By putting on hold military commissions to try terrorists for war crimes, five Supreme Court justices have made the legal system part of the problem, rather than part of the solution to the challenges of the war on terrorism. They tossed aside centuries of American history, judicial decisions of long standing, and a December 2005 law ordering them not to interfere with the military trials.Here's USA Today's editorial: Suspects deserve fair trials. For the background to the Hamdan case, click here.
As commander in chief, President Bush has the authority to decide on wartime tactics and strategies. Presidents Washington, Jackson, Lincoln and FDR settled on military commissions, sometimes with congressional approval and sometimes without, as the best tool to punish and deter enemy war crimes. Bush used them to solve a difficult tension: how to try terrorists fairly without blowing intelligence sources and methods.

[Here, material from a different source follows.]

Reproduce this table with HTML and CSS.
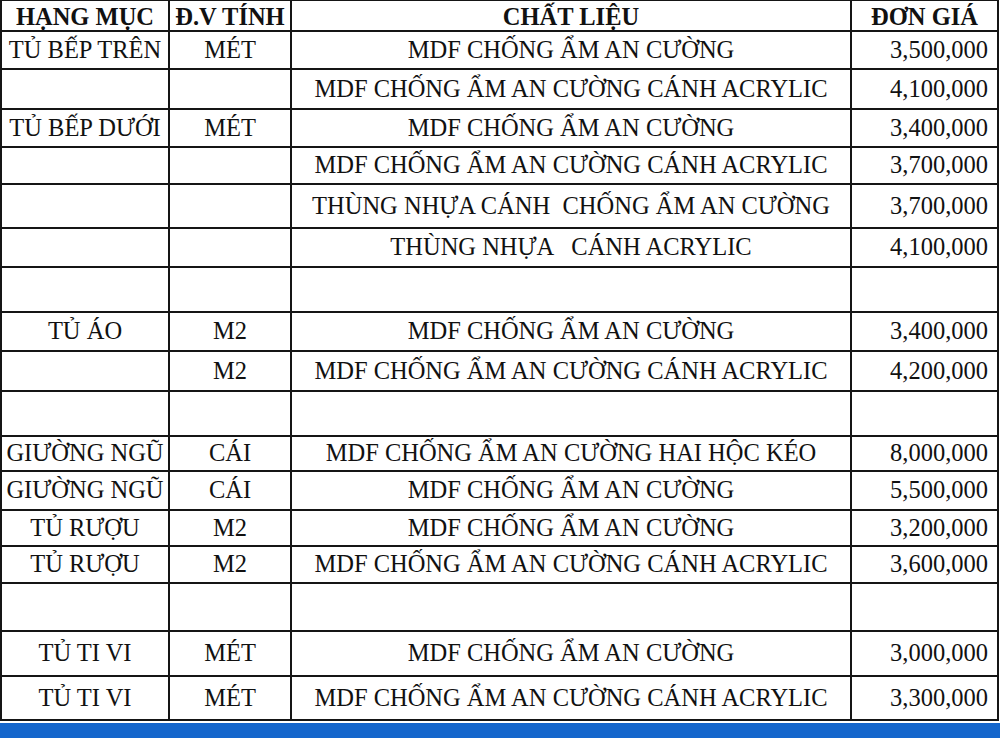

The circus that was the trial of Zacarias Moussaoui shows the dangers in trying to use normal courtroom rules to prosecute terrorists intent on harming the USA. Bush's decision was supported by Congress, which authorized the president to use force in response to the Sept. 11 attacks. Earlier, Congress had recognized commissions in the Uniform Code of Military Justice, and last year it created an appeals process for them.
What the justices did would have been unthinkable in prior military conflicts: Judicial intervention in the decisions of the president and Congress on how best to wage war. They replaced his wartime judgment and Congress' support with their own speculation that open trials would not run intelligence risks. Their decision to impose specific rules and override political judgments about military necessity mistakes war — inherently unpredictable, and where our government must act quickly and sometimes secretly to protect national security — for the familiarity of the criminal justice system.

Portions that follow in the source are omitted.